Oremos todos juntos, llenos de fe, de amor y gratitud con esta hermosa oración de un autor espiritual contemporáneo: «Te amo, Señor, por el gran don de tu Eucaristía, por el gran don de Ti mismo. Cuando no tenías nada más que ofrecer nos dejaste tu Cuerpo para amarnos hasta el fin, con una prueba de amor abrumadora, que hace temblar nuestro corazón de amor, de gratitud y de respeto. Nos dejaste tu último recuerdo palpitante y caliente, a través de los siglos, para que recordáramos aquella noche en que prometiste quedarte en los altares hasta el fin de los tiempos, insensible al dolor de la soledad en tantos sagrarios.
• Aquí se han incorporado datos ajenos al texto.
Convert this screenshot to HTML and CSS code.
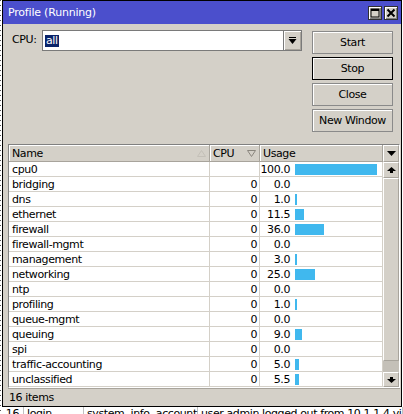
FILE: index.html
```html
<!DOCTYPE html>
<html>
<head>
    <meta charset="UTF-8">
    <title>Profile (Running)</title>
    <link rel="stylesheet" href="styles.css">
</head>
<body>
    <div class="window">
        <div class="titlebar">
            <div class="title">Profile (Running)</div>
            <div class="title-btn">
                <svg width="10" height="10" viewBox="0 0 10 10"><rect x="1" y="1" width="8" height="8" fill="none" stroke="#000" stroke-width="1"/><rect x="1" y="1" width="8" height="2" fill="#000"/></svg>
            </div>
            <div class="title-btn">
                <svg width="10" height="10" viewBox="0 0 10 10"><path d="M1.5 1.5 L8.5 8.5 M8.5 1.5 L1.5 8.5" stroke="#000" stroke-width="2"/></svg>
            </div>
        </div>
        <div class="content">
            <div class="top">
                <div class="cpu-row">
                    <span class="cpu-label">CPU:</span>
                    <div class="combo">
                        <div class="combo-field"><span class="sel">all</span></div>
                        <div class="combo-btn">
                            <svg width="9" height="8" viewBox="0 0 9 8"><rect x="1" y="0" width="7" height="1" fill="#000"/><polygon points="0.5,2 8.5,2 4.5,7" fill="#000"/></svg>
                        </div>
                    </div>
                </div>
                <div class="buttons">
                    <button class="btn">Start</button>
                    <button class="btn default">Stop</button>
                    <button class="btn">Close</button>
                    <button class="btn">New Window</button>
                </div>
            </div>
            <div class="list">
                <div class="rows">
                    <div class="row head">
                        <div class="cell">Name<svg class="sort" width="9" height="7" viewBox="0 0 9 7"><polygon points="4.5,0.5 8.5,6.5 0.5,6.5" fill="none" stroke="#c4c0b8"/></svg></div>
                        <div class="cell">CPU<svg class="sort" width="9" height="7" viewBox="0 0 9 7"><polygon points="0.5,0.5 8.5,0.5 4.5,6.5" fill="none" stroke="#8a867e"/></svg></div>
                        <div class="cell">Usage</div>
                    </div>
                    <div class="row">
                        <div class="cell">cpu0</div>
                        <div class="cell num"></div>
                        <div class="cell usage"><span class="val">100.0</span><span class="bar" style="width: 82px"></span></div>
                    </div>
                    <div class="row">
                        <div class="cell">bridging</div>
                        <div class="cell num">0</div>
                        <div class="cell usage"><span class="val">0.0</span></div>
                    </div>
                    <div class="row">
                        <div class="cell">dns</div>
                        <div class="cell num">0</div>
                        <div class="cell usage"><span class="val">1.0</span><span class="bar" style="width: 2px"></span></div>
                    </div>
                    <div class="row">
                        <div class="cell">ethernet</div>
                        <div class="cell num">0</div>
                        <div class="cell usage"><span class="val">11.5</span><span class="bar" style="width: 9px"></span></div>
                    </div>
                    <div class="row">
                        <div class="cell">firewall</div>
                        <div class="cell num">0</div>
                        <div class="cell usage"><span class="val">36.0</span><span class="bar" style="width: 29px"></span></div>
                    </div>
                    <div class="row">
                        <div class="cell">firewall-mgmt</div>
                        <div class="cell num">0</div>
                        <div class="cell usage"><span class="val">0.0</span></div>
                    </div>
                    <div class="row">
                        <div class="cell">management</div>
                        <div class="cell num">0</div>
                        <div class="cell usage"><span class="val">3.0</span><span class="bar" style="width: 2px"></span></div>
                    </div>
                    <div class="row">
                        <div class="cell">networking</div>
                        <div class="cell num">0</div>
                        <div class="cell usage"><span class="val">25.0</span><span class="bar" style="width: 20px"></span></div>
                    </div>
                    <div class="row">
                        <div class="cell">ntp</div>
                        <div class="cell num">0</div>
                        <div class="cell usage"><span class="val">0.0</span></div>
                    </div>
                    <div class="row">
                        <div class="cell">profiling</div>
                        <div class="cell num">0</div>
                        <div class="cell usage"><span class="val">1.0</span><span class="bar" style="width: 2px"></span></div>
                    </div>
                    <div class="row">
                        <div class="cell">queue-mgmt</div>
                        <div class="cell num">0</div>
                        <div class="cell usage"><span class="val">0.0</span></div>
                    </div>
                    <div class="row">
                        <div class="cell">queuing</div>
                        <div class="cell num">0</div>
                        <div class="cell usage"><span class="val">9.0</span><span class="bar" style="width: 7px"></span></div>
                    </div>
                    <div class="row">
                        <div class="cell">spi</div>
                        <div class="cell num">0</div>
                        <div class="cell usage"><span class="val">0.0</span></div>
                    </div>
                    <div class="row">
                        <div class="cell">traffic-accounting</div>
                        <div class="cell num">0</div>
                        <div class="cell usage"><span class="val">5.0</span><span class="bar" style="width: 4px"></span></div>
                    </div>
                    <div class="row">
                        <div class="cell">unclassified</div>
                        <div class="cell num">0</div>
                        <div class="cell usage"><span class="val">5.5</span><span class="bar" style="width: 4px"></span></div>
                    </div>
                </div>
                <div class="scrollbar">
                    <div class="sb-head">
                        <svg width="9" height="5" viewBox="0 0 9 5"><polygon points="0,0 9,0 4.5,5" fill="#000"/></svg>
                    </div>
                    <div class="sb-btn up">
                        <svg width="9" height="7" viewBox="0 0 9 7"><polygon points="0,4 4.5,0 9,4" fill="#000"/><rect x="3" y="4" width="3" height="2" fill="#000"/></svg>
                    </div>
                    <div class="sb-thumb"></div>
                    <div class="sb-track"></div>
                    <div class="sb-btn down">
                        <svg width="9" height="7" viewBox="0 0 9 7"><rect x="3" y="1" width="3" height="2" fill="#000"/><polygon points="0,3 9,3 4.5,7" fill="#000"/></svg>
                    </div>
                </div>
            </div>
            <div class="status">16 items</div>
        </div>
    </div>
    <div class="backdrop">
        <span class="log-cell log-id">16</span>
        <span class="log-cell log-user">login</span>
        <span class="log-cell log-topic">system, info, account</span>
        <span class="log-cell log-msg">user admin logged out from 10.1.1.4 via winbox</span>
    </div>
</body>
</html>
```

FILE: styles.css
```css
body {
    width: 403px;
    height: 414px;
    margin: 0;
    overflow: hidden;
    font-family: "DejaVu Sans", sans-serif;
    font-size: 11px;
    color: #000;
    background: #fff repeating-linear-gradient(to bottom, #555 0 1px, #fff 1px 5px) no-repeat 0 0 / 1px 100%;
}

.window {
    width: 398px;
    margin-left: 2px;
    border: 1px solid #000;
    background: #d4d0c8;
}

.titlebar {
    height: 23px;
    display: flex;
    align-items: center;
    padding: 0 3px 0 5px;
    background: #4b4fcc;
    color: #fff;
}

.title {
    flex-grow: 1;
    letter-spacing: -0.2px;
}

.title-btn {
    width: 14px;
    height: 14px;
    margin-left: 2px;
    box-sizing: border-box;
    display: flex;
    align-items: center;
    justify-content: center;
    background: #d4d0c8;
    border: 1px solid #303030;
    box-shadow: inset 1px 1px #fff, inset -1px -1px #808080;
}

.content {
    height: 382px;
    display: flex;
    flex-direction: column;
    padding: 0 1px 0 5px;
    letter-spacing: -0.4px;
}

.top {
    display: flex;
    gap: 10px;
    padding: 6px 7px 0 4px;
}

.cpu-row {
    flex: 1;
    display: flex;
    align-items: flex-start;
}

.cpu-label {
    width: 30px;
    line-height: 20px;
}

.combo {
    flex: 1;
    display: flex;
    height: 21px;
}

.combo-field {
    flex: 1;
    display: flex;
    align-items: center;
    padding-left: 2px;
    background: #fff;
    border: 1px solid #7a7a7a;
}

.sel {
    background: #0a246a;
    color: #fff;
    line-height: 12px;
    padding: 0 1px;
}

.combo-btn {
    width: 18px;
    box-sizing: border-box;
    display: flex;
    align-items: center;
    justify-content: center;
    border: 1px solid #7a7a7a;
    border-left: none;
    box-shadow: inset 1px 1px #fff, inset -1px -1px #a8a49c;
}

.buttons {
    width: 81px;
    margin-top: 1px;
    display: flex;
    flex-direction: column;
    gap: 3px;
}

.btn {
    height: 23px;
    padding: 0;
    font-family: inherit;
    font-size: 11px;
    letter-spacing: -0.4px;
    color: #000;
    background: #d4d0c8;
    border: 1px solid #8a8a8a;
    box-shadow: inset 1px 1px #fff;
}

.btn.default {
    border-color: #000;
}

.list {
    margin-top: 12px;
    display: flex;
    background: #fff;
    border: 1px solid;
    border-color: #808080 #fff #fff #808080;
}

.rows {
    flex: 1;
}

.row {
    display: grid;
    grid-template-columns: 201px 50px 1fr;
    height: 15px;
}

.cell {
    box-sizing: border-box;
    display: flex;
    align-items: center;
    padding-left: 3px;
    border-right: 1px solid #d4d0c8;
    border-bottom: 1px solid #d4d0c8;
    white-space: nowrap;
    overflow: hidden;
}

.row.head {
    height: 17px;
}

.head .cell {
    background: #d4d0c8;
    border-right-color: #a8a49c;
    border-bottom-color: #a8a49c;
    box-shadow: inset 1px 1px #fff;
}

.sort {
    margin-left: auto;
    margin-right: 3px;
}

.num {
    justify-content: flex-end;
    padding-right: 2px;
}

.usage {
    padding-left: 0;
}

.val {
    width: 30px;
    text-align: right;
}

.bar {
    height: 11px;
    margin-left: 5px;
    background: #40b8ee;
}

.scrollbar {
    width: 16px;
    display: flex;
    flex-direction: column;
    background: #d4d0c8;
}

.sb-head,
.sb-btn,
.sb-thumb {
    box-sizing: border-box;
    display: flex;
    align-items: center;
    justify-content: center;
    border: 1px solid #a8a49c;
    border-top-color: #fff;
    border-left-color: #fff;
}

.sb-head {
    height: 17px;
}

.sb-btn.up {
    height: 16px;
}

.sb-btn.down {
    height: 15px;
}

.sb-thumb {
    height: 183px;
}

.sb-track {
    height: 11px;
    background: #c4c0b8;
}

.status {
    height: 18px;
    padding-left: 1px;
    display: flex;
    align-items: center;
    border-top: 1px solid #a8a49c;
    box-sizing: border-box;
}

.backdrop {
    width: 403px;
    display: flex;
    overflow: hidden;
    line-height: 13px;
    letter-spacing: -0.4px;
    white-space: nowrap;
}

.log-cell {
    flex-shrink: 0;
    box-sizing: border-box;
    padding-left: 3px;
    border-right: 1px solid #c0c0c0;
}

.log-id {
    width: 24px;
    text-align: right;
    padding-right: 4px;
}

.log-user {
    width: 60px;
}

.log-topic {
    width: 114px;
}

.log-msg {
    flex-shrink: 1;
    min-width: 0;
    overflow: hidden;
}
```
Sin más gozo que ser el eterno adorador inmolado sobre el blanco mantel; sin más consuelo que saber que eras el compañero de tus elegidos, que harías más breve su dolor desde tu puesto vigilante, amoroso. Porque conociste la soledad que iban a sentir los que siguieran tus consejos contrarios a las normas del mundo, bajaste a nuestras vidas para hacer perfumada, fecunda nuestra soledad (...). ¡Qué pobres serían nuestras vidas sin tu compañía! Nuestro Padre, nuestro Hermano, quieto rincón junto al que descansamos al final del vértigo de la jornada».